Leveraging partners’ strengths
As mentioned, American Airlines already has a stellar premium transcontinental product between New York, Los Angeles and San Francisco.
JetBlue economy is no slouch either. You can expect seatback entertainment, free high-speed Wi-Fi and premium snacks. Best of all, JetBlue has more legroom in its economy cabin than any equivalent main cabin seat on American Airlines.
American’s partnership with Alaska unlocks the Seattle-based carrier’s reputation as having some of the best customer service of any U.S. airline. That is an exciting development, especially if you’re flying to the West Coast as an American loyalist.
American – alongside its Alaska and JetBlue partners – will likely dominate the transcontinental market from both a service and product angle once both partnerships are fully implemented.
Alaska and American’s reciprocal perks
As part of the special joint Alaska-American agreement, American elites are eligible to receive complimentary access to Alaska’s Premium Class and, in some cases, first class.
All American elites are eligible for Premium Class upgrades, while Executive Platinums qualify for first-class upgrades. For details about upgrade priority, read our full guide to American and Alaska reciprocal benefits.
New ways to earn American miles
JetBlue and American haven’t fully rolled out their reciprocal frequent flyer benefits yet. Currently, you can only earn redeemable miles when booking JetBlue codeshared flights on American’s website. However, full reciprocal earning will be coming later this year.

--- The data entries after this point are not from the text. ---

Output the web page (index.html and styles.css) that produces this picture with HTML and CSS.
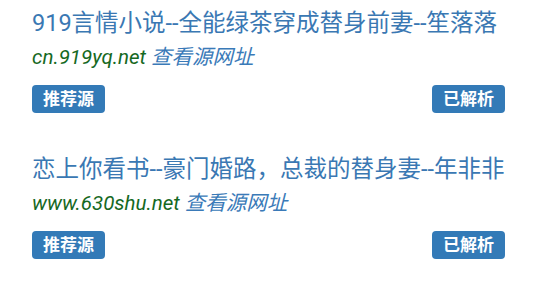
FILE: index.html
```html
<!DOCTYPE html>
<html>
<head>
	<meta charset="UTF-8">
	<meta name="viewport" content="width=device-width, initial-scale=1.0">
	<title>书源列表</title>
	<link rel="stylesheet" href="styles.css">
</head>
<body>
	<div class="list">
		<div class="item">
			<div class="title">919言情小说--全能绿茶穿成替身前妻--笙落落</div>
			<div class="source"><span class="host">cn.919yq.net</span> <a class="link" href="#">查看源网址</a></div>
			<div class="row">
				<span class="label">推荐源</span>
				<span class="label">已解析</span>
			</div>
		</div>
		<div class="item">
			<div class="title">恋上你看书--豪门婚路，总裁的替身妻--年非非</div>
			<div class="source"><span class="host">www.630shu.net</span> <a class="link" href="#">查看源网址</a></div>
			<div class="row">
				<span class="label">推荐源</span>
				<span class="label">已解析</span>
			</div>
		</div>
	</div>
</body>
</html>
```

FILE: styles.css
```css
body {
	margin: 0;
	background: #fff;
	font-family: Roboto, "Noto Sans CJK SC", sans-serif;
}
.list {
	padding: 8px 34px 0 32px;
}
.item {
	margin-bottom: 41px;
}
.item:last-child {
	margin-bottom: 0;
}
.title {
	font-size: 23.5px;
	line-height: 30px;
	color: #3a78b3;
	white-space: nowrap;
}
.source {
	margin-top: 7px;
	font-size: 20.5px;
	line-height: 24px;
	font-style: italic;
}
.host {
	color: #16691f;
}
.link {
	color: #3a7ab8;
	text-decoration: none;
}
.row {
	display: flex;
	justify-content: space-between;
	margin-top: 16px;
}
.label {
	display: inline-block;
	height: 28px;
	line-height: 28px;
	padding: 0 11px;
	border-radius: 4px;
	background: #337ab7;
	color: #fff;
	font-size: 17px;
	font-weight: bold;
}
```
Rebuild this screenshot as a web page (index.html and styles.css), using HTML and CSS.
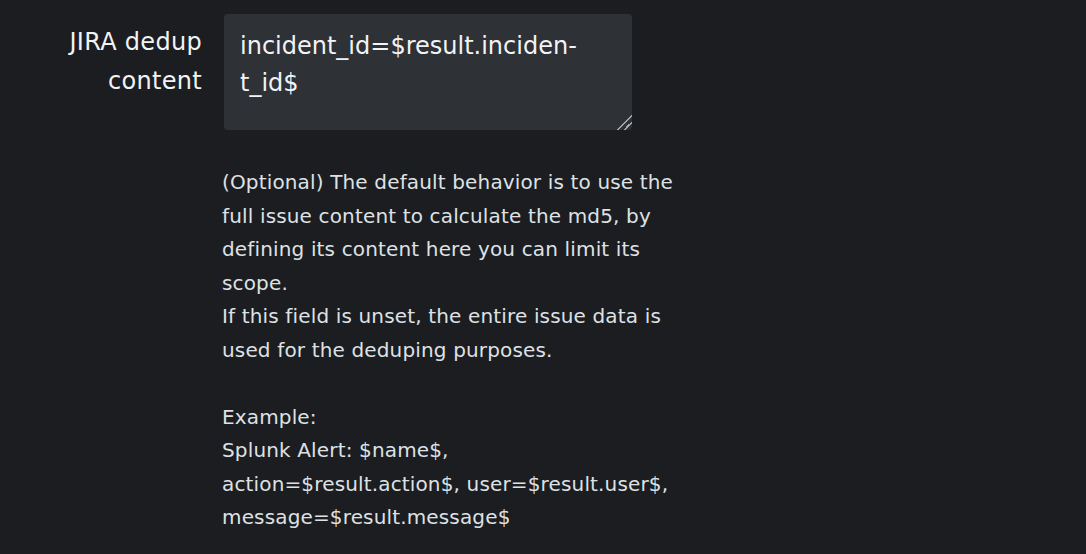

For Alaska, the newest Oneworld member, reciprocal mileage earning and status benefits have already begun in earnest.
I value my American AAdvantage miles for two reasons. First, I primarily use miles for premium cabins on partners such as Cathay Pacific, Japan Airlines and Qatar Airways. Second, Web Special awards have fit my needs so far.
Expanded international routes
As part of the tie-up with JetBlue, American is set to expand its international footprint from New York. This is a drastic shift from a yearslong draw-down at JFK in favor of a neighboring international hub at Philadelphia (PHL).
New American routes to Tel Aviv and Athens are a solid step forward. However, the number of long-haul flights from JFK is still barely a drop in the bucket compared to United and Delta. With American continuing its dominance at PHL, I can’t envision a huge number of additional routes. My biggest wish list route out of JFK? A flight to Asia.
American has a solid widebody business class product. At the very least, every seat gives you direct aisle access. With system-wide upgrades at the ready, thanks to my Executive Platinum status, I am looking forward to using them on a new route out of JFK.
More routes out of New York
American’s reputation in New York City has deteriorated largely due to reduced flying out of the tri-state area airports, particularly at JFK.
The explanation was that JFK would be a niche business traveler hub and focus primarily on premium routes. LaGuardia (LGA) still has a sizable domestic American presence, but the airline is still a distant fourth in the city behind Delta, JetBlue and United.
Partnerships with Alaska and JetBlue will open the door to an array of new domestic route options for American loyalists in New York and Boston. For instance, JetBlue will provide access to 130 new routes from both the Boston and New York City-area airports.
I’m fortunate enough to live in a city that’s a hub for four major airlines. With a smorgasbord of travel choices, I have remained with American through thick and thin. And that now looks to be paying off.
However, that still doesn’t mean I’ll stay loyal for loyalty’s sake. When travel fully rebounds, I’ll assess my travel and airline needs. For now, I have American Airlines elite status valid through early 2022. With these latest partnerships, that makes me one excited customer through at least the end of the year.